[start of INFORMATION PROVIDED]

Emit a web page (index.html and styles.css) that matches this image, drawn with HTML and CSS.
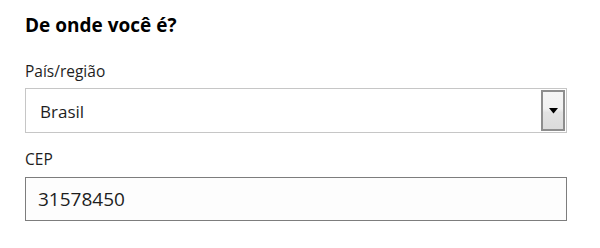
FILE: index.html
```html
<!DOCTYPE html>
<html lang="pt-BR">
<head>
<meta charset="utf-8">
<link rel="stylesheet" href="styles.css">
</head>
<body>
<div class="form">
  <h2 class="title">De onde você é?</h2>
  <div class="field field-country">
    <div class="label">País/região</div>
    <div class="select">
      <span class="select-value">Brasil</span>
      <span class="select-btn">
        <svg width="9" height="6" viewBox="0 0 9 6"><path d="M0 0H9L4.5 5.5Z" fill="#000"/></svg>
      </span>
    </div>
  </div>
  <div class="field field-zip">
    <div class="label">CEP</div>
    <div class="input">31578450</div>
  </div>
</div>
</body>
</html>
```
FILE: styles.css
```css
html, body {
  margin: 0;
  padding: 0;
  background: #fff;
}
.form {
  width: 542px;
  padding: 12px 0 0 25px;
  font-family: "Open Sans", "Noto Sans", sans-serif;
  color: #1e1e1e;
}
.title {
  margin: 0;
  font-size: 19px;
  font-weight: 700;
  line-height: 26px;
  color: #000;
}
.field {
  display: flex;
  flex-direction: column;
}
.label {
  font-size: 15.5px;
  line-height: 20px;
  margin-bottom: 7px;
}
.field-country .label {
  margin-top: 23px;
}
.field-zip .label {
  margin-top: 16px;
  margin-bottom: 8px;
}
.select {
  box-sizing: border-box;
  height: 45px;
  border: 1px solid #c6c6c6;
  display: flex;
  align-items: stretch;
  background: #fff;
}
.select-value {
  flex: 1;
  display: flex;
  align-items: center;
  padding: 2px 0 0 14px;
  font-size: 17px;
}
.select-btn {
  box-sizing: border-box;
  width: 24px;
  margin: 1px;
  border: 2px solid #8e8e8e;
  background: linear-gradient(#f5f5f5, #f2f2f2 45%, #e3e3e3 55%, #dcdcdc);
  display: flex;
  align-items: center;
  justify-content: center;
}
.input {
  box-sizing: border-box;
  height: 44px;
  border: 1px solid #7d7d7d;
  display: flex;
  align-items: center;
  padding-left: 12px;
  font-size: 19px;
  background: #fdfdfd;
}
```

[end of INFORMATION PROVIDED]

AIM: Show every line where the string "styles" appears.

FINAL RESULT:
Emit a web page (index.html and styles.css) that matches this image, drawn with HTML and CSS.
<link rel="stylesheet" href="styles.css">
FILE: styles.css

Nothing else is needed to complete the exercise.